§ **Rows from a dataset of pages and code**
____

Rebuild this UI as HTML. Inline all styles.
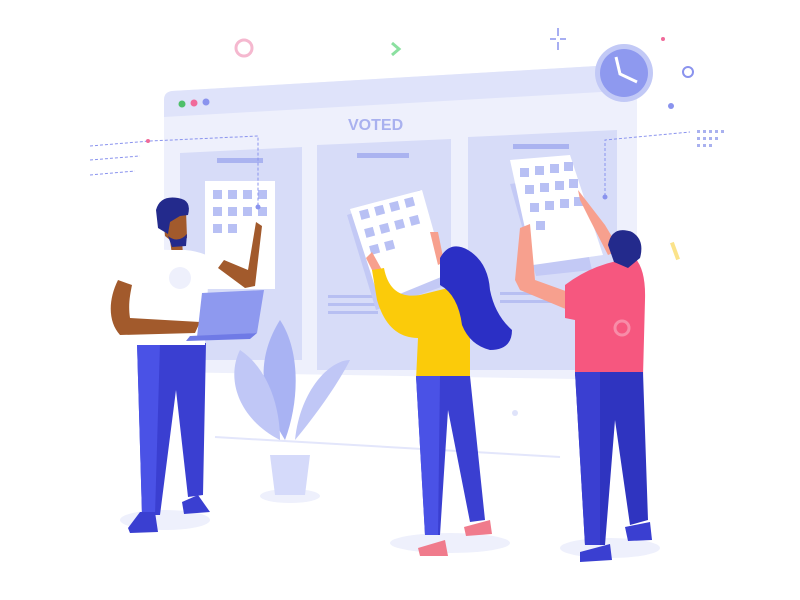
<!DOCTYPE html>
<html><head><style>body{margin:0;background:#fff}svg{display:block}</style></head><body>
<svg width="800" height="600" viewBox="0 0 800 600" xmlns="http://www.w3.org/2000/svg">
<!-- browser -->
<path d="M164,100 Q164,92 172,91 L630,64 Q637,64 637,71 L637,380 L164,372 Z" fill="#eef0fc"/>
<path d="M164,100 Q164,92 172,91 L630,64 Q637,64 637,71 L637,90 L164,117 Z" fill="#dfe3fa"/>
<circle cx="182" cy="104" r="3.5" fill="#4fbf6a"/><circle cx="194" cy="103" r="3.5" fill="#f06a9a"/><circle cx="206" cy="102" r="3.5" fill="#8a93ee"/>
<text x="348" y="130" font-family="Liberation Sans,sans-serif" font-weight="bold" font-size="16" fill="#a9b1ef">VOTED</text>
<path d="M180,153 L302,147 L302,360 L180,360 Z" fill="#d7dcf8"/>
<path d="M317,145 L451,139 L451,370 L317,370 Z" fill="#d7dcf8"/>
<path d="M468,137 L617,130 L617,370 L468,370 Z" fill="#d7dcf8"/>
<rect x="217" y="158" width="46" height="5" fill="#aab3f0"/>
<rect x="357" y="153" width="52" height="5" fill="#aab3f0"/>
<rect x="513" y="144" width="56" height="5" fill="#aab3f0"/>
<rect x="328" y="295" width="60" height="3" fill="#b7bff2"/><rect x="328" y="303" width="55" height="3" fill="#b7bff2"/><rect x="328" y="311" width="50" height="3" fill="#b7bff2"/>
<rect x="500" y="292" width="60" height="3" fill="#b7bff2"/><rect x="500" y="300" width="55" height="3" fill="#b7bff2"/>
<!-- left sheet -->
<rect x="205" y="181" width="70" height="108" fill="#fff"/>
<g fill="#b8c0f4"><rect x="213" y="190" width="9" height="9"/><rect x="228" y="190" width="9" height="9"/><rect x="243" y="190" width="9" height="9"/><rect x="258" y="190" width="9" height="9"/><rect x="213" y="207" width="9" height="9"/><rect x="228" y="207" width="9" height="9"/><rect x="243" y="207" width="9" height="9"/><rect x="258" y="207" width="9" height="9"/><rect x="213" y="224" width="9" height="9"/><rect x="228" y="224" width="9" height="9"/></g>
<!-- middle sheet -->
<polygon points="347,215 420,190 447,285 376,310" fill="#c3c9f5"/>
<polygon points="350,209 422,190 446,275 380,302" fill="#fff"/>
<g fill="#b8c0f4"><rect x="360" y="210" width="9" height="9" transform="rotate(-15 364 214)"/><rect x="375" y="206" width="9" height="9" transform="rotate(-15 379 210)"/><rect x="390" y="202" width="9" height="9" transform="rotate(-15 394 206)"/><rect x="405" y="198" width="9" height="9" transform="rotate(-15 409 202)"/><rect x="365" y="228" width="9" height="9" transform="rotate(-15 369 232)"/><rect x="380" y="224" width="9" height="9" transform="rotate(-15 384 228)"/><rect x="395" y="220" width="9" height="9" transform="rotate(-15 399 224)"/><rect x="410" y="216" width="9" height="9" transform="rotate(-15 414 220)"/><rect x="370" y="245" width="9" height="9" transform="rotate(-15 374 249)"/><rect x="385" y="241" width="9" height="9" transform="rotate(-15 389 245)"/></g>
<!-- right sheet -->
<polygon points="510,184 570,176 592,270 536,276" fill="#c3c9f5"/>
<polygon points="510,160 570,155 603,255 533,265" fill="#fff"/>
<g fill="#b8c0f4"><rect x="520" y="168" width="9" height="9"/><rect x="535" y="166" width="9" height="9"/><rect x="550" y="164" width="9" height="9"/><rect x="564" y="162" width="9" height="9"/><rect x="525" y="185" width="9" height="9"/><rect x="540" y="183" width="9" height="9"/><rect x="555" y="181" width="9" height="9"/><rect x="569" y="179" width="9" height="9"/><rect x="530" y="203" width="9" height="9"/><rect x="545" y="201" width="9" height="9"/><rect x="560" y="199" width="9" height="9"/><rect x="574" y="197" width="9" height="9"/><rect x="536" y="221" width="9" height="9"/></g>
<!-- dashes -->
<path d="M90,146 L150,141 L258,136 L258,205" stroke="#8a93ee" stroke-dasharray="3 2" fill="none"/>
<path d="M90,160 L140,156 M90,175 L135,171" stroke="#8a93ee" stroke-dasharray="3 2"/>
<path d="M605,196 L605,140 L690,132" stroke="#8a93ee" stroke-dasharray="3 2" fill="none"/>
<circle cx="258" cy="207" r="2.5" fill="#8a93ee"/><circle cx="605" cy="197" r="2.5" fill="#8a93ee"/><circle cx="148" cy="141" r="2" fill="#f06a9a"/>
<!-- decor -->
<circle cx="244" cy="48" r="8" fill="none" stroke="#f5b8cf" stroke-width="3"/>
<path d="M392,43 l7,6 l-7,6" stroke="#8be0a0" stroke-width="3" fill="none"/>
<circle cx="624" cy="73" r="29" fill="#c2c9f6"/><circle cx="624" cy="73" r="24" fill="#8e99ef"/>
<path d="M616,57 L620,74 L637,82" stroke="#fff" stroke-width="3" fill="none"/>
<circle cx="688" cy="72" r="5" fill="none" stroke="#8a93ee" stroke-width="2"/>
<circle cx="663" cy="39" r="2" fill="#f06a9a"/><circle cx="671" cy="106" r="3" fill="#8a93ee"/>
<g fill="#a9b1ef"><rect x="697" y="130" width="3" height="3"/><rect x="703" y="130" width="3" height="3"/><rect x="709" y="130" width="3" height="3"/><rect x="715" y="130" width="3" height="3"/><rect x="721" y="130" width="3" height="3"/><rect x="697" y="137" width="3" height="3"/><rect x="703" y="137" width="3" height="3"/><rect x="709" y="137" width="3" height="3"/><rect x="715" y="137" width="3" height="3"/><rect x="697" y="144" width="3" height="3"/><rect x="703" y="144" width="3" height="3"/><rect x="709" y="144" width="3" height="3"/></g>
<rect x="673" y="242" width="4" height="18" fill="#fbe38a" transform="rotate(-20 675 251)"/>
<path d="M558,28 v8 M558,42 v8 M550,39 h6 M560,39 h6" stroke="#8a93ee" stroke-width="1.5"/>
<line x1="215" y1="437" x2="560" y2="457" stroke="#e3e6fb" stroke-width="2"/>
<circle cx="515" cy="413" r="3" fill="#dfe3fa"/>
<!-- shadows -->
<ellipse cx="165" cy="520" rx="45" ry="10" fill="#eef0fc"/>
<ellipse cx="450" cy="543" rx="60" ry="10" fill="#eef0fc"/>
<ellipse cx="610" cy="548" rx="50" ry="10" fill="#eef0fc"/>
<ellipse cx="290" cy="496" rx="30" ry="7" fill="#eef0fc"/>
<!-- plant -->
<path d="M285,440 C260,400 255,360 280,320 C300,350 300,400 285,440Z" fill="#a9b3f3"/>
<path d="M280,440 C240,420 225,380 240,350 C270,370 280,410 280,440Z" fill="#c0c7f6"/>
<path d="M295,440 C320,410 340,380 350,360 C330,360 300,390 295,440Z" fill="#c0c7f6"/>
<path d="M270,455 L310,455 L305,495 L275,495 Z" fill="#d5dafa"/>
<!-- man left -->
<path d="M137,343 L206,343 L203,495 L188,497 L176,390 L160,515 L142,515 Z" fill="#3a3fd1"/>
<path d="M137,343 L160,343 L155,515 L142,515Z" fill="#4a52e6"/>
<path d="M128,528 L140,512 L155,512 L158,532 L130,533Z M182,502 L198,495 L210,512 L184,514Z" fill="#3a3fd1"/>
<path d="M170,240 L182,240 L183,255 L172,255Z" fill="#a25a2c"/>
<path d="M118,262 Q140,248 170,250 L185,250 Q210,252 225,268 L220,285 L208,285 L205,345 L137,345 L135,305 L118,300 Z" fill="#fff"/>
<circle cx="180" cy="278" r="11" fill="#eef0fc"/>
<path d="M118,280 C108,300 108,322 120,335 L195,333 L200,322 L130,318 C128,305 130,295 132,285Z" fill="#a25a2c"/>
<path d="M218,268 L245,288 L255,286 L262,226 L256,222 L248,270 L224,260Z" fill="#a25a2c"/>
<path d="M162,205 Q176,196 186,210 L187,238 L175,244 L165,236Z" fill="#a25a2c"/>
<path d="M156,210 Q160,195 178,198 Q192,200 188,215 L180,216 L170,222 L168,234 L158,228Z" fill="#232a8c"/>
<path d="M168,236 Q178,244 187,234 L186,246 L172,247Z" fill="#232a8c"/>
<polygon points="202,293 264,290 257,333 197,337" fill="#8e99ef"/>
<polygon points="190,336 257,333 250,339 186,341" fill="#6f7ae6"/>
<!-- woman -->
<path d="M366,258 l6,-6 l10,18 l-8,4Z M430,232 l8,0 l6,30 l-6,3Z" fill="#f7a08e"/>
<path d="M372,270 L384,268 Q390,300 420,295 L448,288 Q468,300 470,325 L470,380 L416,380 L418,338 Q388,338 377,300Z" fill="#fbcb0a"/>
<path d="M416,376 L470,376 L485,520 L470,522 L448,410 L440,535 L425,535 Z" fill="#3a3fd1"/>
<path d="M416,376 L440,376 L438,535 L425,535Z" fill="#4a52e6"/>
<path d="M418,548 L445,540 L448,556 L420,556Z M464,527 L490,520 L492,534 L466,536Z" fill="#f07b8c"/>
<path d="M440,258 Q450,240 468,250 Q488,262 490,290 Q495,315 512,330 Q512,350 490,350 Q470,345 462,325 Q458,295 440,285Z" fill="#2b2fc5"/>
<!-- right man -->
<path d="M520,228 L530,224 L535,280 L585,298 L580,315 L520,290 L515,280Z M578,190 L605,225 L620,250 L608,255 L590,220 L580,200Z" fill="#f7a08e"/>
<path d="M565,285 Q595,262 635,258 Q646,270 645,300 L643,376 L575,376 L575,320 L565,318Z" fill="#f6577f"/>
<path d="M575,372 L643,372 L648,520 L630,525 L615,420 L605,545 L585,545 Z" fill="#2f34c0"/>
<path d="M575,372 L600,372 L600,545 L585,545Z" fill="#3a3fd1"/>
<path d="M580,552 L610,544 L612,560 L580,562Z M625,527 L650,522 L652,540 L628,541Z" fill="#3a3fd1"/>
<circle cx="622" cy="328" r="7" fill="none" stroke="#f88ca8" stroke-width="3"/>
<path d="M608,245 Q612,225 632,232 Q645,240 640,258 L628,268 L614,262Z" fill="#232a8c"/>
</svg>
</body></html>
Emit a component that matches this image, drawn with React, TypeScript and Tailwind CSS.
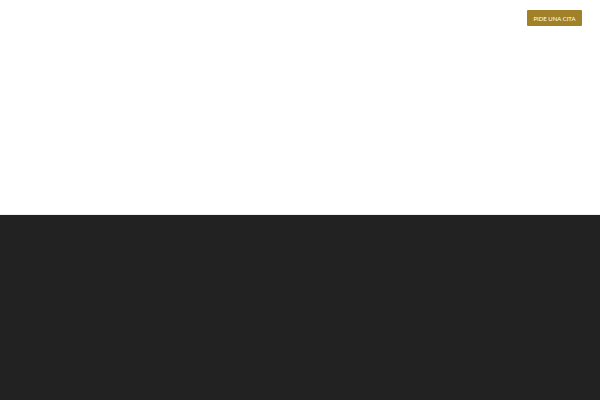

____

§ **Work to complete**
Within the material above, find the lines that contain the word "this"; copy them.

§ **Exercise result**
Rebuild this UI as HTML. Inline all styles.
Emit a component that matches this image, drawn with React, TypeScript and Tailwind CSS.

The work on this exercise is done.